The unit will run fine for anywhere to a few hours to about a week, then it becomes unresponsive to pings,
What sort of pings? ping by hostname? ping by IP address? ping from system on LAN to pfSense? ping from system on LAN to internet?
When this happens, please do the following on the pfSense console and post the response here:
-
ping internet host by name
-
ping internet host by IP address
-
ping LAN host by name
-
ping LAN host by IP address
-
vmstat -i ; sleep 5; vmstat -i
-
netstat -m
(don't wait more than about 5 seconds for the pings.)
Okay, it just happened… I was able to ping both WAN Hostnames and WAN IPs from the console during the "crash". However I was not able to ping any LAN device or address. I didnt know what you meant by vmstat -i ; sleep 5 ; vmstat -i or netstat m... are those commands to run in the shell? From these results it looks to me like an issue with the LAN interface, is this correct?
-
-
Does look like an issue with your LAN interface.
The
vmstat -i ; sleep 5; vmstat -i
netstat -m
are shell commands. The first gives interrupts counts by IRQ sleeps 5 seconds then displays interrupt counts again (so may show if a device is still interrupting). The second displays various counter related to network buffers so may show a resource exhaustion problem. Since you can get ping response on your WAN interface you are unlikely to have a network buffer exhaustion problem. I'm still interested in the vmstat output, not so interested in the netstat output though there would be no harm in collecting it.
Suggestion: swap your WAN and LAN interfaces and see its the WAN interface that is "gummed up" next time the problem occurs.
It appears your motherboard has two Realtek (re) interfaces. You mention three interfaces. What are their FreeBSD names? (e.g. WAN1:re0, LAN:re1, WAN2:sk0). You will be able to get this information from the Interfaces -> (assign interfaces) page in the web GUI.
-
I have re0(LAN) re1(WAN1) and re2(WAN2). The third interface is a PCI Gigabit Card from Trendnet(assuming they use Realtek chips). Last night I switched the LAN interface to the re2(PCI Card) just to see if this fixes it. It hasn't crashed yet, will keep posted.
Still getting this error in the System log though:
dhcpd: parse_option_buffer: malformed option vendor-class. <unknown>(code 1027): code tag at end of buffer - missing length field.</unknown>
This error happens several times per minute.
-
Still getting this error in the System log though:
dhcpd: parse_option_buffer: malformed option vendor-class. <unknown>(code 1027): code tag at end of buffer - missing length field.</unknown>
This error happens several times per minute.

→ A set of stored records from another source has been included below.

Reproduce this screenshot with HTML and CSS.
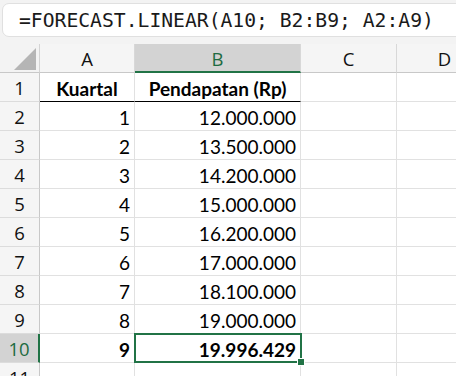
FILE: index.html
```html
<!DOCTYPE html>
<html lang="id">
<head>
  <meta charset="UTF-8">
  <meta name="viewport" content="width=device-width, initial-scale=1.0">
  <title>Forecast Linear</title>
  <link rel="stylesheet" href="styles.css">
</head>
<body>

<div class="toolbar">
  <div class="formula-bar">=FORECAST.LINEAR(A10; B2:B9; A2:A9)</div>
</div>

<div class="sheet">
  <!-- Baris judul kolom -->
  <div class="corner"><span class="corner-tri"></span></div>
  <div class="col-head">A</div>
  <div class="col-head active">B</div>
  <div class="col-head">C</div>
  <div class="col-head">D</div>

  <div class="row-head">1</div>
  <div class="cell center bold under">Kuartal</div>
  <div class="cell center bold under">Pendapatan (Rp)</div>
  <div class="cell"></div>
  <div class="cell"></div>

  <div class="row-head">2</div>
  <div class="cell">1</div>
  <div class="cell">12.000.000</div>
  <div class="cell"></div>
  <div class="cell"></div>

  <div class="row-head">3</div>
  <div class="cell">2</div>
  <div class="cell">13.500.000</div>
  <div class="cell"></div>
  <div class="cell"></div>

  <div class="row-head">4</div>
  <div class="cell">3</div>
  <div class="cell">14.200.000</div>
  <div class="cell"></div>
  <div class="cell"></div>

  <div class="row-head">5</div>
  <div class="cell">4</div>
  <div class="cell">15.000.000</div>
  <div class="cell"></div>
  <div class="cell"></div>

  <div class="row-head">6</div>
  <div class="cell">5</div>
  <div class="cell">16.200.000</div>
  <div class="cell"></div>
  <div class="cell"></div>

  <div class="row-head">7</div>
  <div class="cell">6</div>
  <div class="cell">17.000.000</div>
  <div class="cell"></div>
  <div class="cell"></div>

  <div class="row-head">8</div>
  <div class="cell">7</div>
  <div class="cell">18.100.000</div>
  <div class="cell"></div>
  <div class="cell"></div>

  <div class="row-head">9</div>
  <div class="cell">8</div>
  <div class="cell">19.000.000</div>
  <div class="cell"></div>
  <div class="cell"></div>

  <div class="row-head active">10</div>
  <div class="cell bold">9</div>
  <div class="cell bold selected">19.996.429</div>
  <div class="cell"></div>
  <div class="cell"></div>

  <div class="row-head">11</div>
  <div class="cell"></div>
  <div class="cell"></div>
  <div class="cell"></div>
  <div class="cell"></div>
</div>

</body>
</html>
```

FILE: styles.css
```css
body {
  margin: 0;
  background-color: #fff;
  overflow: hidden;
  font-family: Lato, "Open Sans", sans-serif;
  color: #000;
}

/* Barre de formule */
.toolbar {
  background-color: #f3f3f3;
  height: 44px;
  padding: 3px 0 0 2px;
  box-sizing: border-box;
}

.formula-bar {
  height: 34px;
  margin-right: -20px;
  box-sizing: border-box;
  background-color: #fff;
  border: 1px solid #e0e0e0;
  border-radius: 7px;
  padding-left: 16px;
  display: flex;
  align-items: center;
  font-family: "DejaVu Sans Mono", monospace;
  font-size: 19.7px;
  color: #1a1a1a;
  white-space: nowrap;
}

/* Grille */
.sheet {
  display: grid;
  grid-template-columns: 40px 95px 166px 96px 96px;
  grid-auto-rows: 29px;
}

.sheet > div {
  box-sizing: border-box;
}

.corner {
  background-color: #f3f3f3;
  border-right: 1px solid #d4d4d4;
  border-bottom: 1px solid #c8c8c8;
  position: relative;
}

.corner-tri {
  position: absolute;
  right: 3px;
  bottom: 2px;
  width: 0;
  height: 0;
  border-left: 22px solid transparent;
  border-bottom: 22px solid #b5b5b5;
}

.col-head {
  background-color: #f5f5f5;
  border-right: 1px solid #d8d8d8;
  border-bottom: 1px solid #c8c8c8;
  display: flex;
  align-items: center;
  justify-content: center;
  font-family: "Open Sans", sans-serif;
  font-size: 18.5px;
  color: #111;
  padding-top: 1px;
}

.col-head.active {
  background-color: #d3d3d3;
  color: #1e6b41;
  border-bottom: 2px solid #217346;
}

.row-head {
  background-color: #f5f5f5;
  border-right: 1px solid #c8c8c8;
  border-bottom: 1px solid #dcdcdc;
  display: flex;
  align-items: flex-end;
  justify-content: center;
  font-family: "Open Sans", sans-serif;
  font-size: 18.5px;
  line-height: 1;
  padding-bottom: 4px;
  color: #111;
}

.row-head.active {
  background-color: #d3d3d3;
  color: #1e6b41;
  border-right: 2px solid #217346;
}

.cell {
  border-right: 1px solid #e1e1e1;
  border-bottom: 1px solid #e1e1e1;
  display: flex;
  align-items: flex-end;
  justify-content: flex-end;
  padding: 0 4px 3px 4px;
  font-size: 19px;
  line-height: 1;
  white-space: nowrap;
  position: relative;
}

.center {
  justify-content: center;
}

.bold {
  font-weight: bold;
}

.under {
  border-bottom: 1px solid #000;
}

/* Cellule sélectionnée */
.selected::after {
  content: "";
  position: absolute;
  left: -1px;
  top: -1px;
  right: -2px;
  bottom: -1px;
  border: 2px solid #217346;
}

.selected::before {
  content: "";
  position: absolute;
  right: -5px;
  bottom: -4px;
  width: 6px;
  height: 6px;
  background-color: #217346;
  border: 1px solid #fff;
  z-index: 1;
}
```
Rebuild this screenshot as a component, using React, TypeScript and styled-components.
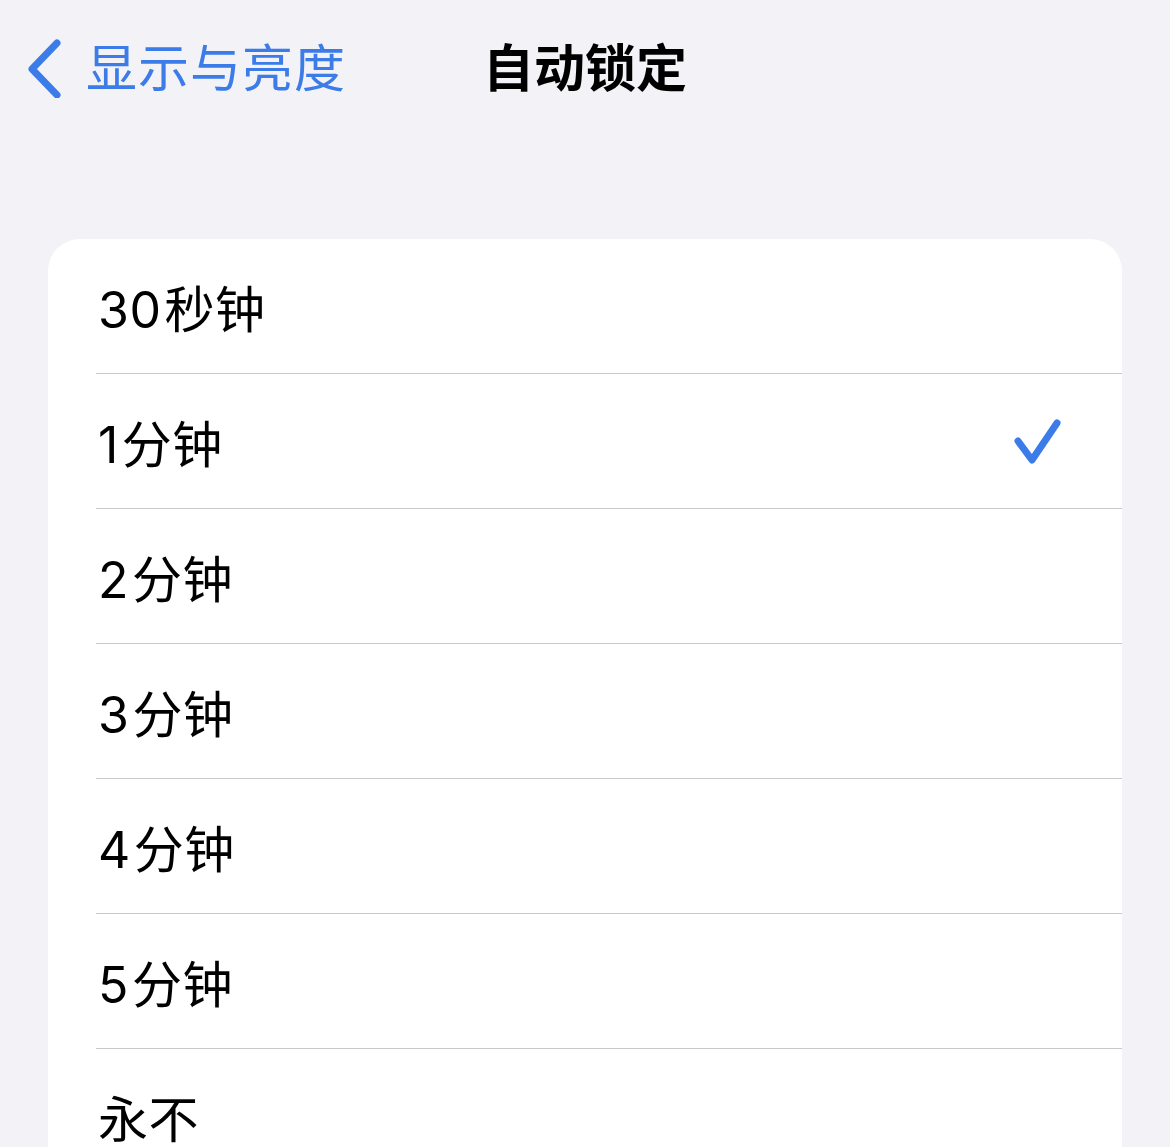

Probably some machine is generating badly formed DHCP. You might need to do a packet trace to find out the IP address or MAC address of the offender. Its a pity the message doesn't report that.
However, if I recall correctly, there have been problems with enabling some of the NIC offload options on some types of NICs (including Realtek) and this might be relevant to your problem. Under System -> Advanced click on Networking tab, scroll down to Network Interfaces and check the three offload options are disabled. I don't know what else needs to be done for that to take effect but a reboot should do it.
-
Okay no interface crashes since I swapped the WAN and LAN connections, however, I will give it a little more time before I jump up and down with excitement. I disabled the checksum option and rebooted, but am still getting that error over and over again: dhcpd: parse_option_buffer: malformed option vendor-class. <unknown>(code 1027): code tag at end of buffer - missing length field</unknown>. I don't care so much though as long as it stays up.
-
. . . am still getting that error over and over again: dhcpd: parse_option_buffer: malformed option vendor-class. <unknown>(code 1027): code tag at end of buffer - missing length field</unknown>. I don't care so much though as long as it stays up.
Suggestion: on a console or SSH session to pfSense, give the shell command # tcpdump -i IF -c 10 -e -vvv udp port 67 (replace IF by the FreeBSD name of the interface with the DHCP server). This should provide at least the MAC address of the system(s) sending the offending message.